I am tired. Should I start a blog like that, I'm not a very good blogger...(do you know they have "rules" for blogging) my guess is I break all the rules, I don't update enough, my writing is horrid, I never edit my pictures...the list goes on and on. I actually had someone tell me how I could be getting more people to my site, more hits, more interest....crazy huh?!
I started blogging 3 years ago, isn't that a long time. I started blogging in a wonderful safe place surrounded by other Mom's with sick children. It was the only place I felt safe to be me. I noticed that now that I blog here I am more guarded. Why?! I sometimes think I am to scared to put the hardest feelings out there, worried about others reactions.

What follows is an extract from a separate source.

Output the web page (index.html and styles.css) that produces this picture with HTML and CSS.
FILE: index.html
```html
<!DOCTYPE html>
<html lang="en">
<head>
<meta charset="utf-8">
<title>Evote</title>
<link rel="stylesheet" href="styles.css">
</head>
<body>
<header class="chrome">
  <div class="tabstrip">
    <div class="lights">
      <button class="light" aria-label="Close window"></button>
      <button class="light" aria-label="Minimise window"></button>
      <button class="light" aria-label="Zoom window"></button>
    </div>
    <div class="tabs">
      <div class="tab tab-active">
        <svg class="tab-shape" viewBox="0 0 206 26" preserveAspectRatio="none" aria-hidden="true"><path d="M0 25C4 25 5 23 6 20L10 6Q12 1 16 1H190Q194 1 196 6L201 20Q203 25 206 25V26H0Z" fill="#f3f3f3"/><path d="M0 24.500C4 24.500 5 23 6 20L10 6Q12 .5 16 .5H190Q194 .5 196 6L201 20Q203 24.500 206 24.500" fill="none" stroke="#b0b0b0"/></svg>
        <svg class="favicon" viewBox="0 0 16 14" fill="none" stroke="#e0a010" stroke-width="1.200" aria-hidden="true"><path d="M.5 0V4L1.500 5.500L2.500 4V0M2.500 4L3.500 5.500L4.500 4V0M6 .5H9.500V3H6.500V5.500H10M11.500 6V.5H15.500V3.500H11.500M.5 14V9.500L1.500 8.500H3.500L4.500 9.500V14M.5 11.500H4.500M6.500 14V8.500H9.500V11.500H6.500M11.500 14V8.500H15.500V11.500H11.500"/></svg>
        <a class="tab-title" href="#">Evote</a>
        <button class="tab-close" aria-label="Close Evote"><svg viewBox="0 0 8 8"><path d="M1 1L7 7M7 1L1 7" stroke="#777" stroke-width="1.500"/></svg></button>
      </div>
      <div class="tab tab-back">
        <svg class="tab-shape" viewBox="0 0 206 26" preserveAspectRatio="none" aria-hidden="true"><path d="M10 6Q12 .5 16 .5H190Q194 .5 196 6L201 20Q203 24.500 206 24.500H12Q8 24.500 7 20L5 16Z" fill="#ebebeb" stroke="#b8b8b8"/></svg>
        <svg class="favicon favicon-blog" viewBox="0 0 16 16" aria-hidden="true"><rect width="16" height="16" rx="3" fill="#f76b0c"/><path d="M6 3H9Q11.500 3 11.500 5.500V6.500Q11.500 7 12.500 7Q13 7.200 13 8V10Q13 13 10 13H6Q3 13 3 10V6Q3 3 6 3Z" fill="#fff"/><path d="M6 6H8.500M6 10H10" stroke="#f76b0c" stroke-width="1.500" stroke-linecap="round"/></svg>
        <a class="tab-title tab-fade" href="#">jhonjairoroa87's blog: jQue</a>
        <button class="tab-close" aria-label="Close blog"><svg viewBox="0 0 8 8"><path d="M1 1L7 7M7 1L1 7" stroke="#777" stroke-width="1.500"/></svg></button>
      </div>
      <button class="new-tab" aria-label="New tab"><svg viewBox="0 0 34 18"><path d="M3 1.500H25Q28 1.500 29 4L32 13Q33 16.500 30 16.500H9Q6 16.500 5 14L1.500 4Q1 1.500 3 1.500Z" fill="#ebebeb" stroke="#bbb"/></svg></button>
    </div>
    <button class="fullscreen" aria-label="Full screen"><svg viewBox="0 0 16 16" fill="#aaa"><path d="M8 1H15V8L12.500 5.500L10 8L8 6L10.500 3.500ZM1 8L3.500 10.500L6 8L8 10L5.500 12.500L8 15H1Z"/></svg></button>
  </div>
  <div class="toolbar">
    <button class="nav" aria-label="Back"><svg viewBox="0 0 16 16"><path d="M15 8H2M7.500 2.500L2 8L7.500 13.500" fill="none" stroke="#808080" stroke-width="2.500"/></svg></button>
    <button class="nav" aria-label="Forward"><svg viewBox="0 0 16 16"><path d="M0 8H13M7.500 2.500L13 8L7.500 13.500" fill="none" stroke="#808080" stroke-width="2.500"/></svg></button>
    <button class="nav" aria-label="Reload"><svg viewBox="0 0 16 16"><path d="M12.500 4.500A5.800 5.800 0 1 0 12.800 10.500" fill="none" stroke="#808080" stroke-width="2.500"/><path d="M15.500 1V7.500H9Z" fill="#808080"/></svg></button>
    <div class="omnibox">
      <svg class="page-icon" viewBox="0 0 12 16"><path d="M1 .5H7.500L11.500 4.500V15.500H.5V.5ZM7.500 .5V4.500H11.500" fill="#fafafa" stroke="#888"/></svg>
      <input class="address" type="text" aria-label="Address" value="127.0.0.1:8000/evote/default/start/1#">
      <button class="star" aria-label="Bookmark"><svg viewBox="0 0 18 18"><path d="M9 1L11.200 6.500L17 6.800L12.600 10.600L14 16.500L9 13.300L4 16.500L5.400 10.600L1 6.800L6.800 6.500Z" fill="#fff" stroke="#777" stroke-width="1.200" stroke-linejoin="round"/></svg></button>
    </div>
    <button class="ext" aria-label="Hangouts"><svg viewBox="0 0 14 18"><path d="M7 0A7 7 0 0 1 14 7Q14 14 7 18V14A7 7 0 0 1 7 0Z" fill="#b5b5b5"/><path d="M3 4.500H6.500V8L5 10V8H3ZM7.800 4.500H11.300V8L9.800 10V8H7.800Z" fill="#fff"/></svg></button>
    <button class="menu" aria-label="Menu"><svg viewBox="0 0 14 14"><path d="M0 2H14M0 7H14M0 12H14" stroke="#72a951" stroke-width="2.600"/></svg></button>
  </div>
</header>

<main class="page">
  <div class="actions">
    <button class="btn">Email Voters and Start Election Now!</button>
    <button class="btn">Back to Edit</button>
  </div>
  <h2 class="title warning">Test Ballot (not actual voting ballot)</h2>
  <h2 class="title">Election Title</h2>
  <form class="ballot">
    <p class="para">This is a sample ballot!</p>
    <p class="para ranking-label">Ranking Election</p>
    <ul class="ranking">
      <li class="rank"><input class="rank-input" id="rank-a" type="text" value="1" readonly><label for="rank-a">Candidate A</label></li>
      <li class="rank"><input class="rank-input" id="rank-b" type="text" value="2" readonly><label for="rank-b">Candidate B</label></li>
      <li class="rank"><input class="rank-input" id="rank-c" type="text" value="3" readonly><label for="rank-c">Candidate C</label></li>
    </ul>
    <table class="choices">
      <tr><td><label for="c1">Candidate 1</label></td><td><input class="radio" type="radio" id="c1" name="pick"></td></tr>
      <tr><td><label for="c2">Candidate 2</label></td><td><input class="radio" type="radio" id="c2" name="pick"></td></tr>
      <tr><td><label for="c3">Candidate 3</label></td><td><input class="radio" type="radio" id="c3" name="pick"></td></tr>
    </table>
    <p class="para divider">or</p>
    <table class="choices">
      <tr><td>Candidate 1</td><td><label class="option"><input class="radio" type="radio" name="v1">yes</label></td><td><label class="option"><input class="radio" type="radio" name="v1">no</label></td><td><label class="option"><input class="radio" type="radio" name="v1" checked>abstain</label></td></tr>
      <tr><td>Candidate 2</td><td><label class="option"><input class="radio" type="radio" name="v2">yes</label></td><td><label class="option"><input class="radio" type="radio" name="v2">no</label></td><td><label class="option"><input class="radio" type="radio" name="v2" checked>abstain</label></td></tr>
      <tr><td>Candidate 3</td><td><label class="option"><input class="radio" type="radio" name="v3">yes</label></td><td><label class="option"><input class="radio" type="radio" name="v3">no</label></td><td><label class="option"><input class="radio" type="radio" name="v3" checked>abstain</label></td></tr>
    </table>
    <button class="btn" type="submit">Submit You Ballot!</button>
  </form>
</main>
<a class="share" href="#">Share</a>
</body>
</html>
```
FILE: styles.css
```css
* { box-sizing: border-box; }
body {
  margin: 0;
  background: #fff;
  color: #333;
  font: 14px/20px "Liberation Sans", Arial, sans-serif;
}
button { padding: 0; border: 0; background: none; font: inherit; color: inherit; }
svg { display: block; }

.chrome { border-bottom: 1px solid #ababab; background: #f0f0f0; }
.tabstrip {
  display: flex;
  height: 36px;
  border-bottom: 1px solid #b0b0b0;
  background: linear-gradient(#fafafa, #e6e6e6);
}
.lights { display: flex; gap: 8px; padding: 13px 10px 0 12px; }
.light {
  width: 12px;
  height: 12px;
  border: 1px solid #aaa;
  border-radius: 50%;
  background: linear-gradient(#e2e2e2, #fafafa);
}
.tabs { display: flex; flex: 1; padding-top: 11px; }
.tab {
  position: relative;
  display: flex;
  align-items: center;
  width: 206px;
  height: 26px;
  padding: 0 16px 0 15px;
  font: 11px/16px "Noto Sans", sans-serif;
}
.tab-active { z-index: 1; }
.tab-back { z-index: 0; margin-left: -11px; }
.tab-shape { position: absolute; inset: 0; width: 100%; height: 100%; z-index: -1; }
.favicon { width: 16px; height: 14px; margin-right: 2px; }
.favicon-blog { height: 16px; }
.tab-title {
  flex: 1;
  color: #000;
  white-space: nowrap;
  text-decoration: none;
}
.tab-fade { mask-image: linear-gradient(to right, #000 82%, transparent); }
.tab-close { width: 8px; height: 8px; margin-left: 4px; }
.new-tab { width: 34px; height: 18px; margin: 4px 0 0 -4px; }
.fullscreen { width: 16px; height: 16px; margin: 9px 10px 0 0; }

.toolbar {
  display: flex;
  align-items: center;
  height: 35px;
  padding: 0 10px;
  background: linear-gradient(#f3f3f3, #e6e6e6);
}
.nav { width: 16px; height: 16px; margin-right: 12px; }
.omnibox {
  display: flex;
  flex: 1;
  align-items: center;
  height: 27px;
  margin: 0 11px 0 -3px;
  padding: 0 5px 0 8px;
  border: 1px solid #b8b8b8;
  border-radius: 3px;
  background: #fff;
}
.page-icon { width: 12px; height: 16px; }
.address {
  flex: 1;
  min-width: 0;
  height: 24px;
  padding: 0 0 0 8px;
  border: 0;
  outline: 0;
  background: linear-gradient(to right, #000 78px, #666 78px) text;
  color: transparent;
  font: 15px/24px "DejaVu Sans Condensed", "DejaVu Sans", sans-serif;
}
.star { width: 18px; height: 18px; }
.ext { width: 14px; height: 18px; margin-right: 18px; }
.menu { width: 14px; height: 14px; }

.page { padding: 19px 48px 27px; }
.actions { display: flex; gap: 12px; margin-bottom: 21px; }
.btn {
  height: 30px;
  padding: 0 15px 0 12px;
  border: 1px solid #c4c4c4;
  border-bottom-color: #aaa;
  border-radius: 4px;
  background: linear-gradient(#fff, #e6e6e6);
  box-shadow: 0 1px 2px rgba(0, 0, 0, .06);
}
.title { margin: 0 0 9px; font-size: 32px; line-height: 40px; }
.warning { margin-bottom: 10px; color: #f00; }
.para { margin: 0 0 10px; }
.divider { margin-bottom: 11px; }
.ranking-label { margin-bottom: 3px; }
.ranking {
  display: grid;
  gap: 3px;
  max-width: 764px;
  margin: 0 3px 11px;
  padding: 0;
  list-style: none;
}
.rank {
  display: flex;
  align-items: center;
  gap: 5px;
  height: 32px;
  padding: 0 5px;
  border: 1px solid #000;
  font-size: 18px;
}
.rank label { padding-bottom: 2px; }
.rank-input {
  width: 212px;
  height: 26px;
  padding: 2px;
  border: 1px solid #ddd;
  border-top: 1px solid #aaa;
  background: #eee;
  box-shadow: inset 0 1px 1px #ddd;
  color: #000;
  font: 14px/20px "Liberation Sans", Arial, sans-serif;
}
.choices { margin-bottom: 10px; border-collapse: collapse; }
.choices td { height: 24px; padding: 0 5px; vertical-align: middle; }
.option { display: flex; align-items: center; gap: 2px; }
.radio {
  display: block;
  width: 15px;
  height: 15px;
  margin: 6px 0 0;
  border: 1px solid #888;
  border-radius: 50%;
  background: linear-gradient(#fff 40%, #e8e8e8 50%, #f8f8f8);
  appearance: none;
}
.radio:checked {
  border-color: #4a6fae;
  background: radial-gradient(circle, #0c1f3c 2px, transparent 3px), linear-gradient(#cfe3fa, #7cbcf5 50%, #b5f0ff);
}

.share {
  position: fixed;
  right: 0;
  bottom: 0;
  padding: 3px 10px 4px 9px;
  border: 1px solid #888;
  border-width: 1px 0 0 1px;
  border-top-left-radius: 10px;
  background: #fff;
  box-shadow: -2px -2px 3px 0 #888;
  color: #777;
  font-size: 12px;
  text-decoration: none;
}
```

But tonight's its a necessity, We are in the countdown for surgery. Next Monday at 8:30 am Kyle's 14th surgery will begin. I'm sick over it. Literally. I'm grumpy and stressed and feeling pressured to do more for him, love him more, snuggle him more, breathe him in more, rub his face, his arms, his legs. I find myself telling him over and over that I love him, that I'm proud of him....I'm petrified that something will happen to him and there will be no more me after. No more listening to his sweet voice, no more laughing, giggles, hugs. During every crisis someone will say....you have two other children you will survive if something happens to Kyle....but they seem to not understand that we can't replace one child for another....that my connection is different, my entire day surrounds his needs....they have for the last five years....
Kyle is sick, horrible cold, that needs to be cleared up by this weekend or surgery will have to be postponed. Which at this point would be very difficult. He needs the surgery...badly, we aren't moving forward only backward. Our Kyle....needs this.